Bankers wary of backlash if Britain ditches bonus cap to cut EU ties

FILE PHOTO: The City of London financial district is seen as a person walks over Millennium Bridge in London

By Huw Jones, Iain Withers and Lawrence White

LONDON (Reuters) - Scrapping a cap on banker bonuses would be the strongest signal yet that Britain's new Prime Minister wants to 'unshackle' London from EU rules, but risks public outcry while potentially doing little to bolster the City's short-term appeal.

London's financial hub was largely cut off from the European Union by Brexit, overnight turning Amsterdam into Europe's biggest share trading centre and prompting calls for speedy reforms to keep Britain's capital market globally competitive.

Now, with Liz Truss as Prime Minister, her new finance minister Kwasi Kwarteng wants a 'Big Bang 2.0', a reference to deregulating Britain's stock market in the 1980s, with scrapping the bonus cap now on the table.

The cap, which was slipped into EU law at the last minute by the European Parliament, has hitherto been thought too politically sensitive to tamper with as Britain, home to most of Europe's top paid bankers, faces a cost of living crisis.

Mindful of such criticisms, bankers have quietly lobbied to ease a levy on their balance sheets and a surcharge on their profits, a more difficult step for a cash-strapped government.

"The new government's priority right now should be raising incomes for the lowest earners, not City fat cats," said Fran Boait, executive director at Positive Money, which campaigns for a fair financial system.

The finance ministry had no immediate comment on the cap.

Introduced in 2014, the cap limits bonuses to twice basic pay with shareholder approval, and was in response to public anger after taxpayers bailed out banks, including Lloyds and Royal Bank of Scotland, during the 2007-09 financial crisis.

But the Bank of England (BoE) signalled backing for scrapping the cap on Thursday, saying it did not support the policy when it was introduced and that alternatives already in place were more effective in curbing excess risk-taking.

"The Senior Managers Regime and remuneration rules requiring deferral of bonus payments are more effective tools for ensuring bankers take proper account of risks," a spokesperson for the BoE said.

Deferrals and clawbacks are part of globally agreed norms, and under the Britain's senior managers regime, top bankers are ultimately directly accountable to regulators for their actions.

Scrapping the cap could prompt the EU to accelerate efforts to force euro financial business to move away from London.

"This should in the long run boost competitiveness for hiring in London versus Europe or the U.S., although it would be more of a minor positive than a key differentiator," said Stephane Rambosson, CEO of Vici Advisory which specialises in hiring senior investment bankers.

It would take time for the changes to take effect, he said, because banks have regional or global compensation systems and it would be hard to quickly reverse high levels of fixed pay.


American investment banks like Goldman Sachs, Citi, JPMorgan and Morgan Stanley could be among the biggest beneficiaries, but a source at a large U.S. bank said scrapping the bank levy on balance sheets would make a much bigger difference.

Banks have increased fixed pay which would be difficult to reverse, while changing the tax structure can be done pretty much overnight, the source added.
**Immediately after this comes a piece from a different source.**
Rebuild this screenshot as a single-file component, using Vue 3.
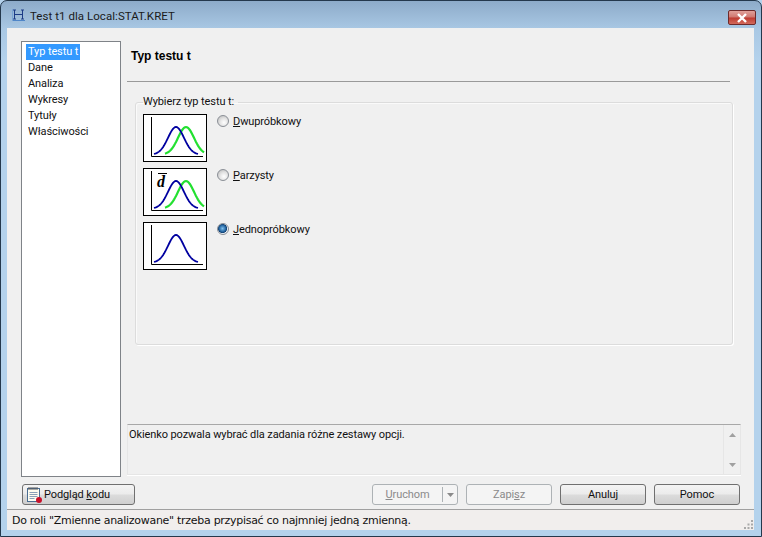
<script setup>
const navItems = ['Typ testu t', 'Dane', 'Analiza', 'Wykresy', 'Tytuły', 'Właściwości']
const options = [
  { key: 'D', post: 'wupróbkowy', green: true, bar: false, on: false },
  { key: 'P', post: 'arzysty', green: true, bar: true, on: false },
  { key: 'J', post: 'ednopróbkowy', green: false, bar: false, on: true }
]
function bell(c, from, to) {
  const pts = []
  for (let x = from; x <= to; x += 1) {
    const y = 40.5 - 27.5 * Math.exp(-((x - c) ** 2) / (2 * 8 * 8))
    pts.push(`${x},${y.toFixed(2)}`)
  }
  return pts.join(' ')
}
const blue = bell(33, 11, 55)
const green = bell(43, 22, 61)
</script>

<template>
  <div class="window">
    <header class="titlebar">
      <svg class="app-icon" width="14" height="13" viewBox="0 0 14 13">
        <path d="M2.500 1v9M1 1h3M1 10h3M2.500 5.500h8M10.500 1v9M9 1h3M9 10h3" fill="none" stroke="#1d3c86" stroke-width="1" />
        <path d="M0 11.500h13" stroke="#4f86c8" stroke-width="1" />
        <path d="M0.500 0v12" stroke="#7aa4d4" stroke-width="1" />
      </svg>
      <span class="title">Test t1 dla Local:STAT.KRET</span>
      <button class="close">
        <svg width="12" height="10" viewBox="0 0 12 10">
          <path d="M2 1l8 8M10 1l-8 8" stroke="#fff" stroke-width="2.4" fill="none" />
        </svg>
      </button>
    </header>

    <div class="client">
      <div class="body">
        <ul class="nav">
          <li v-for="(item, i) in navItems" :key="item"><span :class="{ selected: i === 0 }">{{ item }}</span></li>
        </ul>

        <main class="pane">
          <h1 class="heading">Typ testu t</h1>
          <hr class="rule" />
          <fieldset class="group">
            <legend>Wybierz typ testu t:</legend>
            <div v-for="opt in options" :key="opt.key" class="option">
              <svg class="chart" width="64" height="48" viewBox="0 0 64 48">
                <path d="M8.500 3v39.500H60" fill="none" stroke="#000" stroke-width="1" />
                <polyline v-if="opt.green" :points="green" fill="none" stroke="#22e030" stroke-width="2.200" />
                <polyline :points="blue" fill="none" stroke="#0000a0" stroke-width="1.800" />
                <g v-if="opt.bar">
                  <path d="M15 5.500h9" stroke="#000" stroke-width="1" />
                  <text x="14" y="19" class="d-mark">d</text>
                </g>
              </svg>
              <span class="radio" :class="{ on: opt.on }"></span>
              <span class="opt-label"><u>{{ opt.key }}</u>{{ opt.post }}</span>
            </div>
          </fieldset>

          <div class="desc">
            <p>Okienko pozwala wybrać dla zadania różne zestawy opcji.</p>
            <div class="scroll">
              <svg width="7" height="4" viewBox="0 0 7 4"><path d="M3.500 0L7 4H0z" fill="#a0a0a0" /></svg>
              <svg width="7" height="4" viewBox="0 0 7 4"><path d="M3.500 4L7 0H0z" fill="#a0a0a0" /></svg>
            </div>
          </div>
        </main>
      </div>

      <div class="actions">
        <button class="btn code">
          <svg width="17" height="17" viewBox="0 0 17 17">
            <rect x="1.500" y="2.500" width="12" height="13" fill="#fdfcf0" stroke="#4a6d92" />
            <path d="M3 1v3M5 1v3M7 1v3M9 1v3M11 1v3" stroke="#555" stroke-width="1" />
            <path d="M3.500 6.500h8M3.500 8.500h8M3.500 10.500h8M3.500 12.500h5" stroke="#8aa0b8" stroke-width="1" />
            <circle cx="13" cy="14" r="3" fill="#c8102a" />
          </svg>
          <span>Podgląd <u>k</u>odu</span>
        </button>
        <div class="spacer"></div>
        <button class="btn disabled split">
          <span class="split-main"><u>U</u>ruchom</span>
          <span class="split-arrow"><svg width="7" height="4" viewBox="0 0 7 4"><path d="M0 0h7L3.500 4z" fill="#8a8a8a" /></svg></span>
        </button>
        <button class="btn disabled wide">Zapi<u>s</u>z</button>
        <button class="btn wide">Anuluj</button>
        <button class="btn wide">Pomoc</button>
      </div>

      <footer class="status">
        <span class="status-text">Do roli "Zmienne analizowane" trzeba przypisać co najmniej jedną zmienną.</span>
        <svg class="grip" width="11" height="11" viewBox="0 0 11 11">
          <path d="M8 2h2v2H8zM8 5.500h2v2H8zM8 9h2v2H8zM4.500 5.500h2v2h-2zM4.500 9h2v2h-2zM1 9h2v2H1z" fill="#a9a9a9" />
        </svg>
      </footer>
    </div>
  </div>
</template>

<style>
html, body { margin: 0; padding: 0; background: #b4d2ec; }
</style>

<style scoped>
.window {
  width: 762px;
  height: 537px;
  box-sizing: border-box;
  display: flex;
  flex-direction: column;
  border: 1px solid #24384c;
  border-radius: 7px 7px 0 0;
  padding: 0 7px 6px 6px;
  background: linear-gradient(180deg, #8dabc9 0, #a9c8e4 28px, #b4d2ec 60px);
  font-family: Roboto, "Open Sans", sans-serif;
  font-size: 11px;
  letter-spacing: -0.1px;
  color: #111;
  overflow: hidden;
}
.titlebar {
  height: 27px;
  flex: none;
  display: flex;
  align-items: center;
}
.app-icon { margin: 2px 0 0 5px; }
.title { margin: 2px 0 0 4px; font-size: 11.500px; letter-spacing: 0.050px; color: #1a1a1a; }
.close {
  margin: 6px -2px 0 auto;
  width: 28px;
  height: 15px;
  padding: 0;
  border: 1px solid #6e2a2a;
  border-radius: 2px;
  background: linear-gradient(180deg, #e0a09a 0, #d0776f 48%, #be3a30 52%, #d26a5c 100%);
  display: flex;
  align-items: center;
  justify-content: center;
}
.client {
  flex: 1;
  display: flex;
  flex-direction: column;
  background: #f0f0f0;
  min-height: 0;
}
.body {
  display: flex;
  padding: 13px 13px 0 14px;
  gap: 6px;
}
.nav {
  width: 100px;
  height: 436px;
  box-sizing: border-box;
  margin: 0;
  padding: 2px 0 0 4px;
  list-style: none;
  background: #fff;
  border: 1px solid #7f8388;
}
.nav li { height: 16px; line-height: 16px; }
.nav span { display: inline-block; padding: 0 2px; }
.nav .selected { background: #3399ff; color: #fff; }
.pane {
  width: 614px;
  display: flex;
  flex-direction: column;
}
.heading {
  margin: 7px 0 0 4px;
  height: 16px;
  font-size: 12px;
  line-height: 16px;
  font-weight: 700;
  letter-spacing: 0;
  font-family: "Liberation Sans", sans-serif;
  color: #000;
}
.rule {
  margin: 17px 11px 0 0;
  height: 0;
  border: 0;
  border-top: 1px solid #9a9a9a;
}
.group {
  margin: 12px 8px 0 8px;
  width: 598px;
  height: 251px;
  box-sizing: border-box;
  padding: 0 0 0 7px;
  border: 1px solid #dcdcdc;
  border-radius: 3px;
  box-shadow: 1px 1px 0 #fff, inset 1px 1px 0 #fafafa;
  min-inline-size: 0;
}
legend {
  padding: 0 4px 0 0;
  margin-left: 0;
  line-height: 16px;
}
.option {
  display: flex;
  align-items: flex-start;
  height: 54px;
}
.option:first-of-type { margin-top: 4px; }
.chart {
  flex: none;
  background: #fff;
  outline: 1px solid #000;
  outline-offset: -1px;
}
.d-mark {
  font-family: "Liberation Serif", serif;
  font-style: italic;
  font-weight: 700;
  font-size: 16px;
}
.radio {
  flex: none;
  width: 12px;
  height: 12px;
  margin: 1px 0 0 10px;
  box-sizing: border-box;
  border: 1px solid #8a8f96;
  border-radius: 50%;
  background: radial-gradient(circle at 60% 65%, #fff 0, #e4e4e4 45%, #b5b5b5 100%);
}
.radio.on {
  background: radial-gradient(circle at 45% 45%, #7fc0ee 0, #1f5f9a 45%, #123f70 55%, #e8eef4 62%);
}
.opt-label { margin: 0 0 0 4px; line-height: 16px; }
.desc {
  margin-top: 79px;
  height: 51px;
  display: flex;
  box-sizing: border-box;
  border: 1px solid #e6e6e6;
  border-top-color: #a8a8a8;
  box-shadow: 0 1px 0 #fff;
}
.desc p { flex: 1; margin: 0; padding: 2px 1px; line-height: 16px; }
.scroll {
  width: 17px;
  flex: none;
  border-left: 1px solid #e6e6e6;
  display: flex;
  flex-direction: column;
  align-items: center;
  justify-content: space-between;
  padding: 8px 0 7px;
  box-sizing: border-box;
}
.actions {
  display: flex;
  align-items: center;
  gap: 8px;
  padding: 7px 14px 0 15px;
  height: 28px;
  box-sizing: border-box;
  flex: none;
}
.spacer { flex: 1; }
.btn {
  height: 21px;
  box-sizing: border-box;
  padding: 0;
  border: 1px solid #707070;
  border-radius: 3px;
  background: linear-gradient(180deg, #f4f4f4 0, #ebebeb 48%, #dcdcdc 52%, #cfcfcf 100%);
  font: inherit;
  letter-spacing: inherit;
  color: #111;
  display: flex;
  align-items: center;
  justify-content: center;
}
.btn.wide { width: 86px; }
.btn.code { width: 113px; justify-content: flex-start; padding-left: 3px; gap: 1px; }
.btn.disabled {
  background: #f4f4f4;
  border-color: #adb2b5;
  color: #8a8a8a;
}
.btn.split { width: 86px; }
.split-main { flex: 1; text-align: center; }
.split-arrow {
  width: 14px;
  height: 15px;
  border-left: 1px solid #adb2b5;
  display: flex;
  align-items: center;
  justify-content: center;
}
.status {
  margin-top: 4px;
  flex: 1;
  display: flex;
  align-items: center;
  padding-left: 5px;
  border-top: 1px solid #a0a0a0;
  background: #f1eeed;
  font-family: "DejaVu Sans", sans-serif;
  font-size: 11px;
  letter-spacing: -0.290px;
  color: #111;
}
.status-text { margin-top: 1px; }
.grip { margin-left: auto; margin-top: 6px; }
</style>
What is more, scrapping the cap does not help the industry's public reputation because it brings back post-financial crisis images, the source said.

The European Banking Authority said last year that nearly a hundred highly paid bankers left Britain in 2019 ahead of its full departure from the EU at the end of 2020.

London still accounted for 71% of the 4,963 top paid bankers in the EU who earned more than a million euros, including basic pay, bonuses, long-term awards and pension contributions.

Lobby group TheCityUK said that financial and related professional services contributed 261 billion pounds to Britain's economy in 2021, while financial services delivered 75.6 billion in tax revenue in 2019/20, 10.1% of the total.

Simon Morris, a partner at CMS law firm, said removing the bonus cap is a good idea.

"Abolition will send out a powerful signal that London is a free-market venue that rejects the old EU constraints. But one caveat - a bank should be freed to award unlimited bonuses only if it can demonstrate that it is adequately managing risk by other means," Morris said.

Frances O'Grady, general secretary of the TUC, a labour union, said the government's number one priority should be getting wages rising for everyone, not boosting bumper bonuses.

Tensions between London and Brussels over post-Brexit arrangements in Northern Ireland mean the EU has already put on hold a planned UK-EU regulatory forum.

Scrapping the bonus cap may harden attitudes in Brussels, such as accelerating efforts by the EU to force euro derivatives clearing in London to Frankfurt or making it harder for UK asset managers to run funds in the bloc.

The EU's financial services chief Mairead McGuinness declined to comment.

But Markus Ferber, a member of the European Parliament, said the EU "should not engage in regulatory race to the bottom and would be well-advised to stick to its rules on the bonus cap".